On Thu, 2010-05-27 at 15:06 +0100, Matthew Garrett wrote:

> I don't entirely see how this works. In order to deal with poorly 
> written applications, it's necessary to (optionally, based on some 
> policy) ignore them when it comes to the scheduler. The problem is how 
> to implement the optional nature of this in a race-free manner. This is 
> obviously a pathological case, but imagine an application that does 
> something along the following lines:
> 
> int input = open ("/dev/input", O_RDONLY|O_NONBLOCK);
> char foo;
> 
> while (1) {
>       suspend_block();
>       if (read(input, &foo, 1) > 0) {
>               (do something)
>               suspend_unblock();
>       } else {
>               suspend_unblock();
>               (draw bouncing cows and clouds and tractor beams briefly)
>       }
> }
> 
> Now, if the user is playing this game, you want it to be scheduled. If 
> the user has put down their phone and the screen lock has kicked in, you 
> don't want it to be scheduled.
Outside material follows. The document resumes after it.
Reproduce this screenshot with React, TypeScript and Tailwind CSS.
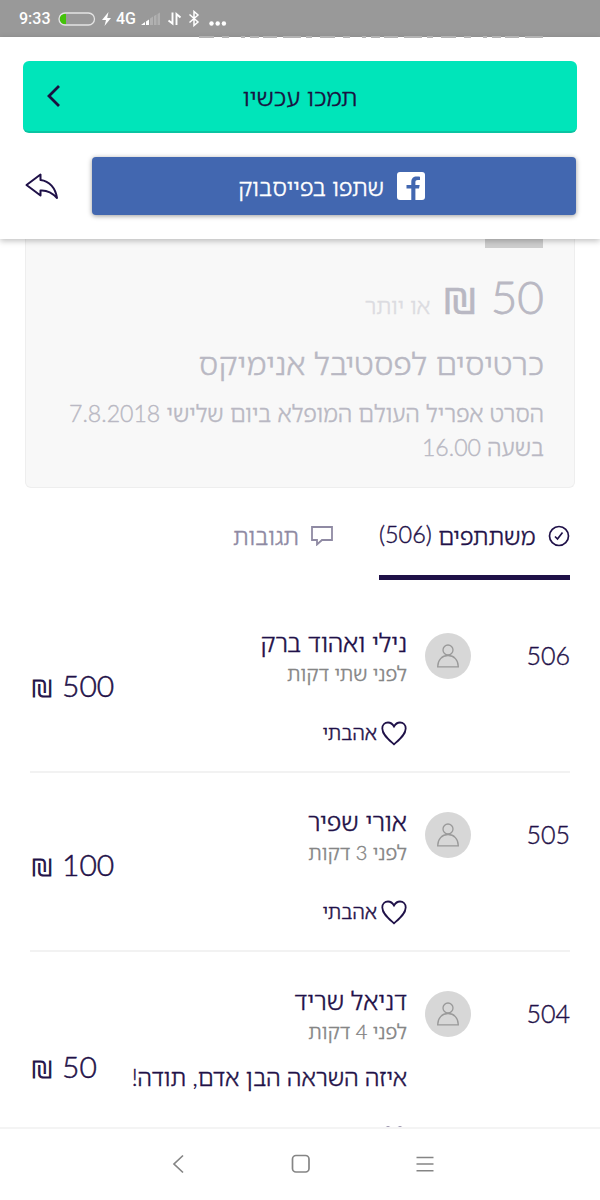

So we could imagine some sort of cgroup 
> that contains untrusted tasks - when the session is active we set a flag 
> one way which indicates to the scheduler that tasks in TASK_RUNNING 
> should be scheduled, and when the session is idle we set the flag the 
> other way and all processes in that cgroup get shifted to 
> TASK_INTERRUPTIBLE or something.

What's wrong with simply making the phone beep loudly and displaying:
bouncing cows is preventing your phone from sleeping!